Manage your debt as much as possible
Ideally, you pay off your credit card every month. But if that’s not possible for you, small payments can help you maintain or improve your credit score.
If possible, pay a little more than the minimum monthly payment so that you pay less interest over time.
A well-known payment method is the “debt snowball,” where you pay off your debt from smallest to largest to build momentum and good habits. Once the smaller debts are paid off and you get into the habit of paying off debts, the money you set aside each month can be used to pay off larger debts. NerdWallet offers a calculator to use this method.
Another small way to fight debt is the Consumer Financial Protection Bureau’s recommendation to “use cash if it’s under $20” to avoid overspending on your credit card.
Avoid further debt if you can
Not taking on new debt is another way to improve your credit score, Myers said. If you haven’t paid off the debt you currently have, it’s best not to open any more lines of credit. If you are dependent on a loan due to economic circumstances, avoid making unnecessary purchases that could significantly increase your debt.
Use credit cards, but in moderation
Many people’s first instinct is to avoid using credit cards to avoid debt. However, this is not a good tactic if you want to have good credit. It’s best to have at least one credit card, but the key is to use it in moderation, said Colleen McCreary, consumer finance attorney at Credit Karma.
“You don’t want to use more than 30% of the balance you have, but you also want to use those cards just a little bit to prove you can be trusted,” she said.
If you use your credit card, make sure you pay on time each month and try to only use it for purchases that you are already planning and can afford.
Don’t close your old accounts
After you’ve cashed out your credit card, you may think it’s best to close the account to avoid using it again.
This actually hurts your credit score.
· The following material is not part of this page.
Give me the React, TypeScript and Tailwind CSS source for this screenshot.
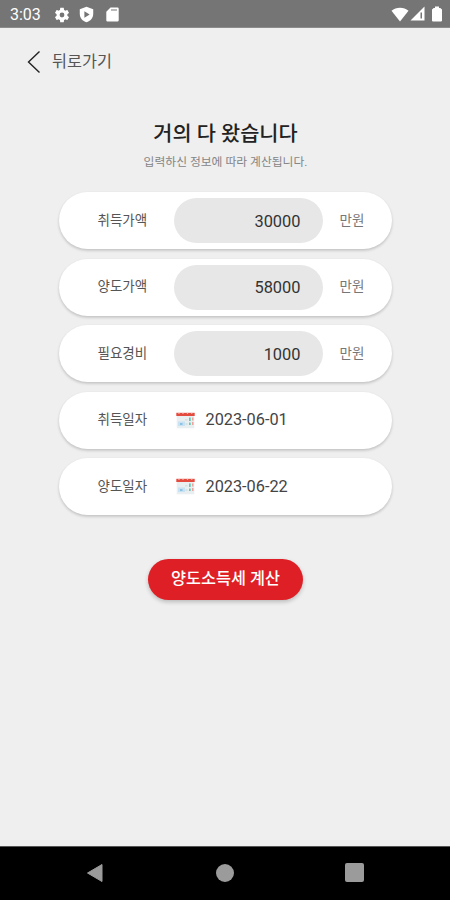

Since one of the factors in your credit score is the length of your credit history, when you close your oldest credit card account, you also delete that from your credit history.
“Keeping the length of that credit history open-ended is incredibly important because the length of time you’ve had a loan or line of credit will improve your credit score,” Myers said.
If you don’t have a credit history, start safe
If you’re looking to get started and build your credit, there are several ways to make this process safe so you don’t get into debt. One of the most recommended ways is to open a “secured card,” which are credit cards that require a deposit, usually equal to the amount of credit you get.
The deposit is there in case you can’t return the balance, but will be returned to you after you upgrade to an “unsecured” card. Secured cards are reported to credit bureaus, which means that this line of credit will appear on your credit report and can help build or fix your credit score.
This is how Carpenter plans to build his credit rating.
“This allows me to start with a low limit and pay it off each month, and then I can ask for a higher limit,” said Carpenter, who lives in Bismark, Arkansas. Carpenter plans to open three credit cards and use a maximum of 25% of the allowed credit, he said.